Kesin ifadelerle ortada bir kumpas olduğu vurgulanıyor ve CHP’nin psikolojik olarak yıpratılmak, karıştırılmak istendiği iddia ediliyor. Peki, kim tertipliyor bu kumpasları? “Saray ve çevresi” deniyor kestirmeden. Tamam ama işin merkezinde Sözcü Gazetesi, Rahmi Turan ve Talat Atilla gibi CHP’ye müzahir olduğu konusunda şüphe duyulmayan isim ve kurumlar var, bu durum nasıl izah ediliyor? İşin aslı komplo teorileri, kumpas ve operasyon söylentileriyle siyaset yapılamayacağını, bu yöntemlerle ancak hizipler arası çatışmalarda taktik üstünlükler kurulabileceğinin hala idrak edilememiş olması en kritik nokta. Herkes “bana kumpas kuruldu, bize operasyon çekiliyor” türü cümlelerle feryad ederek önemini, vazgeçilmezliğini ve etrafında birlik olunmasını salık veriyor.

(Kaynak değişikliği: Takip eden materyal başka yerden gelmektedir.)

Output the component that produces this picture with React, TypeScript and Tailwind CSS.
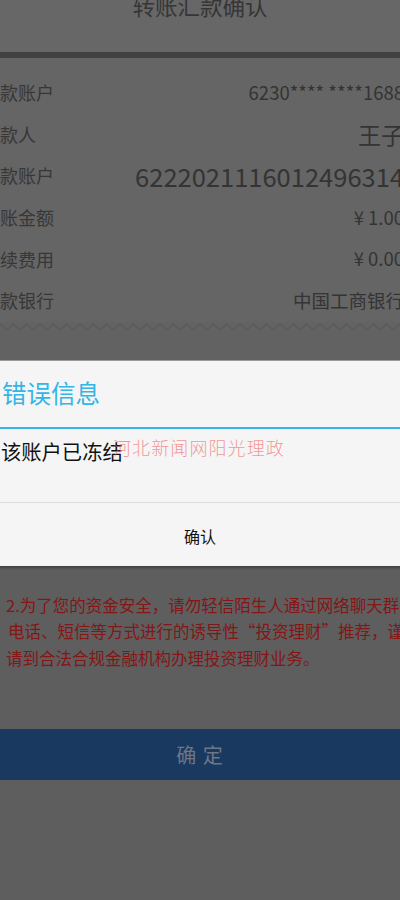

“Madem kumpas var o halde daha güçlü bir biçimde dayanışalım, eğer partimize ve liderimize operasyon çekiliyorsa iç ihtilafları bir kenara bırakalım” gibi yaklaşımlar belki de bizim öngörülerimizden daha fazla kitleler üzerinde belirleyici oluyordur. Demek ki; “kumpas kurulmaya neden açık olunduğu” ya da “operasyon çekilmeye neden elverişli bir yapı arz edildiği” gibi soruları sormaya hiç hacet hissedilmiyor böylelikle. Böylece kaliteli bir siyasal söylem ve kadro kurulması için talepte bulunacak kitle de kalmıyor ortalıkta. Kumpas, komplo, operasyon vs. ikliminde yönetmek ve yönetilmek çok kolay, adalet ve hukuk devleti idealine uygun bir biçimde değişmek ve değiştirmekse olabildiğince zor oluyor elbette. Geriye asparagas uzmanı gazetecilerin ve güya kumpas mağduru siyasetçilerin iddiaları etrafında didişerek ömür tüketen bir ülke kalıyor.